-- Written problem --
Copy nothing but the text: reproduce each line of the listing exactly and leave the pictures out.

start Data provided

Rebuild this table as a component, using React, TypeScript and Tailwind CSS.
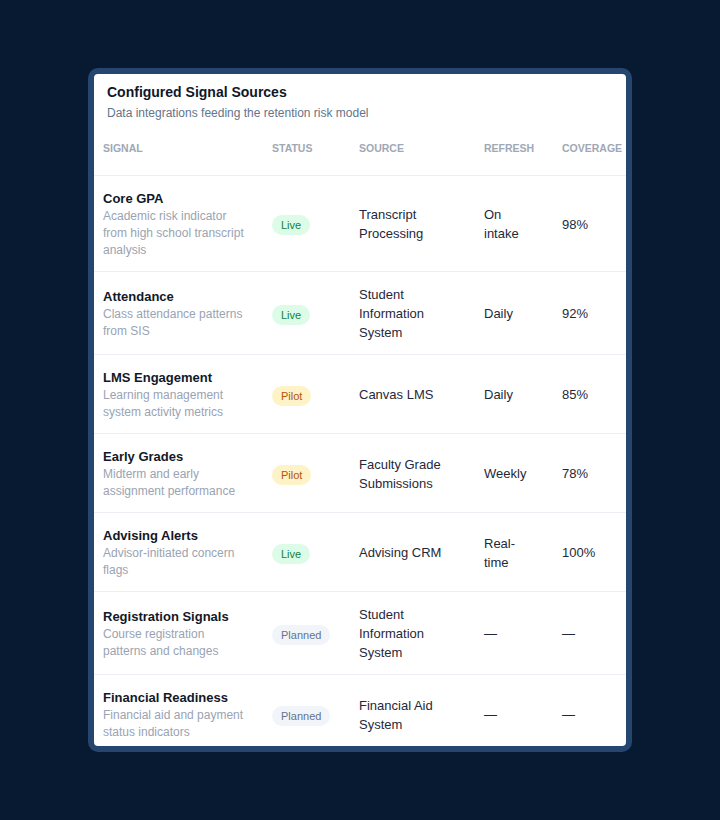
import React from "react";

type Status = "Live" | "Pilot" | "Planned";

const rows: {
  name: string;
  desc: string;
  status: Status;
  source: string;
  refresh: string;
  coverage: string;
}[] = [
  {
    name: "Core GPA",
    desc: "Academic risk indicator from high school transcript analysis",
    status: "Live",
    source: "Transcript Processing",
    refresh: "On intake",
    coverage: "98%",
  },
  {
    name: "Attendance",
    desc: "Class attendance patterns from SIS",
    status: "Live",
    source: "Student Information System",
    refresh: "Daily",
    coverage: "92%",
  },
  {
    name: "LMS Engagement",
    desc: "Learning management system activity metrics",
    status: "Pilot",
    source: "Canvas LMS",
    refresh: "Daily",
    coverage: "85%",
  },
  {
    name: "Early Grades",
    desc: "Midterm and early assignment performance",
    status: "Pilot",
    source: "Faculty Grade Submissions",
    refresh: "Weekly",
    coverage: "78%",
  },
  {
    name: "Advising Alerts",
    desc: "Advisor-initiated concern flags",
    status: "Live",
    source: "Advising CRM",
    refresh: "Real-time",
    coverage: "100%",
  },
  {
    name: "Registration Signals",
    desc: "Course registration patterns and changes",
    status: "Planned",
    source: "Student Information System",
    refresh: "—",
    coverage: "—",
  },
  {
    name: "Financial Readiness",
    desc: "Financial aid and payment status indicators",
    status: "Planned",
    source: "Financial Aid System",
    refresh: "—",
    coverage: "—",
  },
];

function Badge({ status }: { status: Status }) {
  const cls =
    status === "Live"
      ? "bg-[#dcfce7] text-[#15803d]"
      : status === "Pilot"
      ? "bg-[#fef3c7] text-[#b45309]"
      : "bg-[#f1f5f9] text-[#64748b]";
  return (
    <span
      className={`inline-flex items-center rounded-full px-[9px] py-[2px] text-[11px] leading-4 font-medium ${cls}`}
    >
      {status}
    </span>
  );
}

export default function App() {
  return (
    <div
      className="min-h-screen w-full bg-[#071a31] flex items-center justify-center"
      style={{ fontFamily: '"Liberation Sans", Arial, sans-serif' }}
    >
      <div className="rounded-[10px] bg-[#25466f] p-[6px]">
        <div className="w-[532px] h-[672px] overflow-hidden rounded-[4px] bg-white">
          <div className="px-[13px] pt-[8px]">
            <h2 className="text-[14px] leading-5 font-bold text-[#0f172a]">
              Configured Signal Sources
            </h2>
            <p className="mt-[3px] text-[12px] leading-4 text-[#64748b]">
              Data integrations feeding the retention risk model
            </p>
          </div>
          <table className="table-fixed w-[534px] border-collapse text-left">
            <colgroup>
              <col className="w-[169px]" />
              <col className="w-[87px]" />
              <col className="w-[125px]" />
              <col className="w-[78px]" />
              <col className="w-[75px]" />
            </colgroup>
            <thead>
              <tr className="border-b border-[#eceff3]">
                {["Signal", "Status", "Source", "Refresh", "Coverage"].map((h) => (
                  <th
                    key={h}
                    className="pl-[9px] pr-[4px] py-[19px] text-[10.5px] leading-4 font-bold uppercase text-[#a0a8b5] whitespace-nowrap"
                  >
                    {h}
                  </th>
                ))}
              </tr>
            </thead>
            <tbody>
              {rows.map((r) => (
                <tr key={r.name} className="border-b border-[#eceff3] align-middle">
                  <td className="pl-[9px] pr-[14px] pt-[13px] pb-[12px]">
                    <div className="text-[13px] leading-[19px] font-bold text-[#111827]">
                      {r.name}
                    </div>
                    <div className="text-[12px] leading-[17px] text-[#9aa3b2]">{r.desc}</div>
                  </td>
                  <td className="pl-[9px] pr-[9px] pt-[13px] pb-[12px]">
                    <Badge status={r.status} />
                  </td>
                  <td className="pl-[9px] pr-[9px] pt-[13px] pb-[12px] text-[13px] leading-[19px] text-[#1e293b]">
                    {r.source}
                  </td>
                  <td className="pl-[9px] pr-[20px] pt-[13px] pb-[12px] text-[13px] leading-[19px] text-[#1e293b]">
                    {r.refresh}
                  </td>
                  <td className="pl-[9px] pr-[9px] pt-[13px] pb-[12px] text-[13px] leading-[19px] text-[#1e293b]">
                    {r.coverage}
                  </td>
                </tr>
              ))}
            </tbody>
          </table>
        </div>
      </div>
    </div>
  );
}
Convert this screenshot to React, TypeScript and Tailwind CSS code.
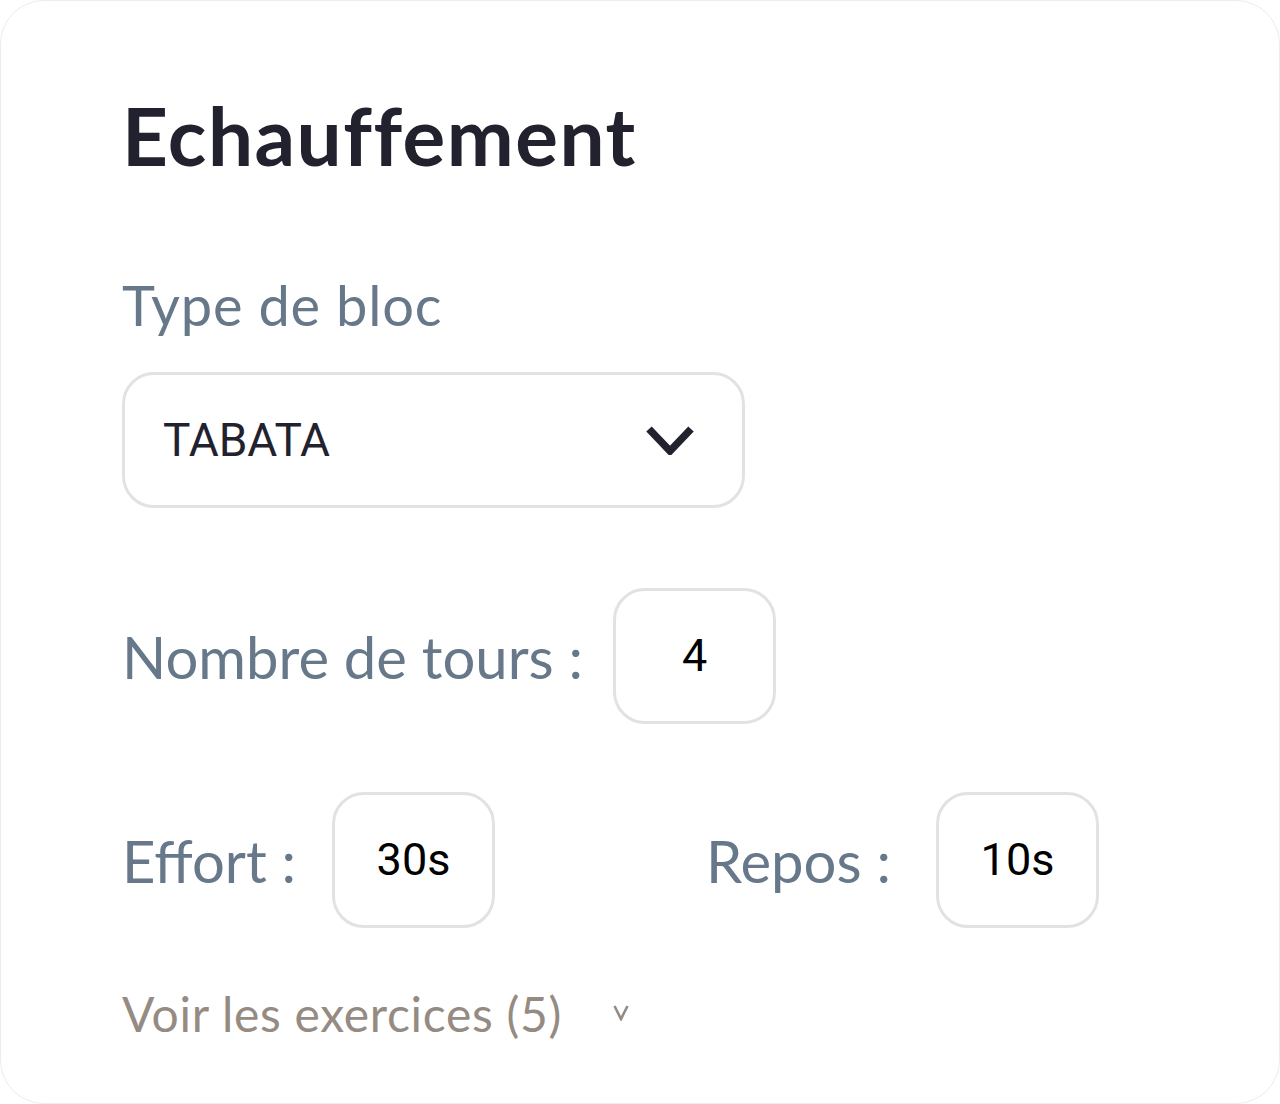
function Chevron({ className, stroke }: { className: string; stroke: number }) {
  return (
    <svg viewBox="0 0 48 30" className={className} fill="none">
      <path d="M3 4 L24 26 L45 4" stroke="currentColor" strokeWidth={stroke} strokeLinecap="butt" strokeLinejoin="miter" />
    </svg>
  );
}

function ValueBox({ value }: { value: string }) {
  return (
    <div className="flex h-[136px] w-[163px] items-center justify-center rounded-[32px] border-[3px] border-[#e2e2e2] bg-white font-['Roboto',sans-serif] text-[45px] text-black">
      {value}
    </div>
  );
}

export default function App() {
  return (
    <div className="h-[1104px] w-[1280px] bg-white">
      <div className="h-full w-full rounded-[44px] border border-[#ececec] bg-white pl-[121px] pt-[94px] font-['Lato',sans-serif]">
        <h1 className="text-[80px] font-bold leading-[80px] tracking-[1.5px] text-[#22222f]">Echauffement</h1>

        <p className="mt-[100px] text-[56px] leading-[60px] tracking-[0.8px] text-[#66788a]">Type de bloc</p>

        <div className="mt-[37px] flex h-[136px] w-[623px] items-center justify-between rounded-[32px] border-[3px] border-[#e2e2e2] pl-[38px] pr-[48px]">
          <span className="font-['Roboto',sans-serif] text-[46px] text-[#22222f]">TABATA</span>
          <Chevron className="h-[30px] w-[48px] text-[#22222f]" stroke={7.5} />
        </div>

        <div className="mt-[80px] flex items-center gap-[30px]">
          <span className="text-[58px] text-[#66788a]">Nombre de tours :</span>
          <ValueBox value="4" />
        </div>

        <div className="mt-[68px] flex items-center">
          <span className="w-[210px] text-[58px] text-[#66788a]">Effort :</span>
          <ValueBox value="30s" />
          <span className="ml-[211px] w-[230px] text-[58px] text-[#66788a]">Repos :</span>
          <ValueBox value="10s" />
        </div>

        <div className="mt-[50px] flex items-center gap-[50px]">
          <span className="text-[48px] tracking-[0.7px] text-[#958b82]">Voir les exercices (5)</span>
          <svg viewBox="0 0 18 18" className="mt-[-4px] h-[18px] w-[18px] text-[#958b82]" fill="none">
            <path d="M2.5 3 L9 16 L15.5 3" stroke="currentColor" strokeWidth={2.6} />
          </svg>
        </div>
      </div>
    </div>
  );
}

end Data provided

-- Written response --
Rebuild this table as a component, using React, TypeScript and Tailwind CSS.
import React from "react";

type Status = "Live" | "Pilot" | "Planned";

const rows: {
  name: string;
  desc: string;
  status: Status;
  source: string;
  refresh: string;
  coverage: string;
}[] = [
  {
    name: "Core GPA",
    desc: "Academic risk indicator from high school transcript analysis",
    status: "Live",
    source: "Transcript Processing",
    refresh: "On intake",
    coverage: "98%",
  },
  {
    name: "Attendance",
    desc: "Class attendance patterns from SIS",
    status: "Live",
    source: "Student Information System",
    refresh: "Daily",
    coverage: "92%",
  },
  {
    name: "LMS Engagement",
    desc: "Learning management system activity metrics",
    status: "Pilot",
    source: "Canvas LMS",
    refresh: "Daily",
    coverage: "85%",
  },
  {
    name: "Early Grades",
    desc: "Midterm and early assignment performance",
    status: "Pilot",
    source: "Faculty Grade Submissions",
    refresh: "Weekly",
    coverage: "78%",
  },
  {
    name: "Advising Alerts",
    desc: "Advisor-initiated concern flags",
    status: "Live",
    source: "Advising CRM",
    refresh: "Real-time",
    coverage: "100%",
  },
  {
    name: "Registration Signals",
    desc: "Course registration patterns and changes",
    status: "Planned",
    source: "Student Information System",
    refresh: "—",
    coverage: "—",
  },
  {
    name: "Financial Readiness",
    desc: "Financial aid and payment status indicators",
    status: "Planned",
    source: "Financial Aid System",
    refresh: "—",
    coverage: "—",
  },
];

function Badge({ status }: { status: Status }) {
  const cls =
    status === "Live"
      ? "bg-[#dcfce7] text-[#15803d]"
      : status === "Pilot"
      ? "bg-[#fef3c7] text-[#b45309]"
      : "bg-[#f1f5f9] text-[#64748b]";
  return (
    <span
      className={`inline-flex items-center rounded-full px-[9px] py-[2px] text-[11px] leading-4 font-medium ${cls}`}
    >
      {status}
    </span>
  );
}

export default function App() {
  return (
    <div
      className="min-h-screen w-full bg-[#071a31] flex items-center justify-center"
      style={{ fontFamily: '"Liberation Sans", Arial, sans-serif' }}
    >
      <div className="rounded-[10px] bg-[#25466f] p-[6px]">
        <div className="w-[532px] h-[672px] overflow-hidden rounded-[4px] bg-white">
          <div className="px-[13px] pt-[8px]">
            <h2 className="text-[14px] leading-5 font-bold text-[#0f172a]">
              Configured Signal Sources
            </h2>
            <p className="mt-[3px] text-[12px] leading-4 text-[#64748b]">
              Data integrations feeding the retention risk model
            </p>
          </div>
          <table className="table-fixed w-[534px] border-collapse text-left">
            <colgroup>
              <col className="w-[169px]" />
              <col className="w-[87px]" />
              <col className="w-[125px]" />
              <col className="w-[78px]" />
              <col className="w-[75px]" />
            </colgroup>
            <thead>
              <tr className="border-b border-[#eceff3]">
                {["Signal", "Status", "Source", "Refresh", "Coverage"].map((h) => (
                  <th
                    key={h}
                    className="pl-[9px] pr-[4px] py-[19px] text-[10.5px] leading-4 font-bold uppercase text-[#a0a8b5] whitespace-nowrap"
                  >
                    {h}
                  </th>
                ))}
              </tr>
            </thead>
            <tbody>
              {rows.map((r) => (
                <tr key={r.name} className="border-b border-[#eceff3] align-middle">
                  <td className="pl-[9px] pr-[14px] pt-[13px] pb-[12px]">
                    <div className="text-[13px] leading-[19px] font-bold text-[#111827]">
                      {r.name}
                    </div>
                    <div className="text-[12px] leading-[17px] text-[#9aa3b2]">{r.desc}</div>
                  </td>
                  <td className="pl-[9px] pr-[9px] pt-[13px] pb-[12px]">
                    <Badge status={r.status} />
                  </td>
                  <td className="pl-[9px] pr-[9px] pt-[13px] pb-[12px] text-[13px] leading-[19px] text-[#1e293b]">
                    {r.source}
                  </td>
                  <td className="pl-[9px] pr-[20px] pt-[13px] pb-[12px] text-[13px] leading-[19px] text-[#1e293b]">
                    {r.refresh}
                  </td>
                  <td className="pl-[9px] pr-[9px] pt-[13px] pb-[12px] text-[13px] leading-[19px] text-[#1e293b]">
                    {r.coverage}
                  </td>
                </tr>
              ))}
            </tbody>
          </table>
        </div>
      </div>
    </div>
  );
}
Convert this screenshot to React, TypeScript and Tailwind CSS code.
function Chevron({ className, stroke }: { className: string; stroke: number }) {
  return (
    <svg viewBox="0 0 48 30" className={className} fill="none">
      <path d="M3 4 L24 26 L45 4" stroke="currentColor" strokeWidth={stroke} strokeLinecap="butt" strokeLinejoin="miter" />
    </svg>
  );
}

function ValueBox({ value }: { value: string }) {
  return (
    <div className="flex h-[136px] w-[163px] items-center justify-center rounded-[32px] border-[3px] border-[#e2e2e2] bg-white font-['Roboto',sans-serif] text-[45px] text-black">
      {value}
    </div>
  );
}

export default function App() {
  return (
    <div className="h-[1104px] w-[1280px] bg-white">
      <div className="h-full w-full rounded-[44px] border border-[#ececec] bg-white pl-[121px] pt-[94px] font-['Lato',sans-serif]">
        <h1 className="text-[80px] font-bold leading-[80px] tracking-[1.5px] text-[#22222f]">Echauffement</h1>

        <p className="mt-[100px] text-[56px] leading-[60px] tracking-[0.8px] text-[#66788a]">Type de bloc</p>

        <div className="mt-[37px] flex h-[136px] w-[623px] items-center justify-between rounded-[32px] border-[3px] border-[#e2e2e2] pl-[38px] pr-[48px]">
          <span className="font-['Roboto',sans-serif] text-[46px] text-[#22222f]">TABATA</span>
          <Chevron className="h-[30px] w-[48px] text-[#22222f]" stroke={7.5} />
        </div>

        <div className="mt-[80px] flex items-center gap-[30px]">
          <span className="text-[58px] text-[#66788a]">Nombre de tours :</span>
          <ValueBox value="4" />
        </div>

        <div className="mt-[68px] flex items-center">
          <span className="w-[210px] text-[58px] text-[#66788a]">Effort :</span>
          <ValueBox value="30s" />
          <span className="ml-[211px] w-[230px] text-[58px] text-[#66788a]">Repos :</span>
          <ValueBox value="10s" />
        </div>

        <div className="mt-[50px] flex items-center gap-[50px]">
          <span className="text-[48px] tracking-[0.7px] text-[#958b82]">Voir les exercices (5)</span>
          <svg viewBox="0 0 18 18" className="mt-[-4px] h-[18px] w-[18px] text-[#958b82]" fill="none">
            <path d="M2.5 3 L9 16 L15.5 3" stroke="currentColor" strokeWidth={2.6} />
          </svg>
        </div>
      </div>
    </div>
  );
}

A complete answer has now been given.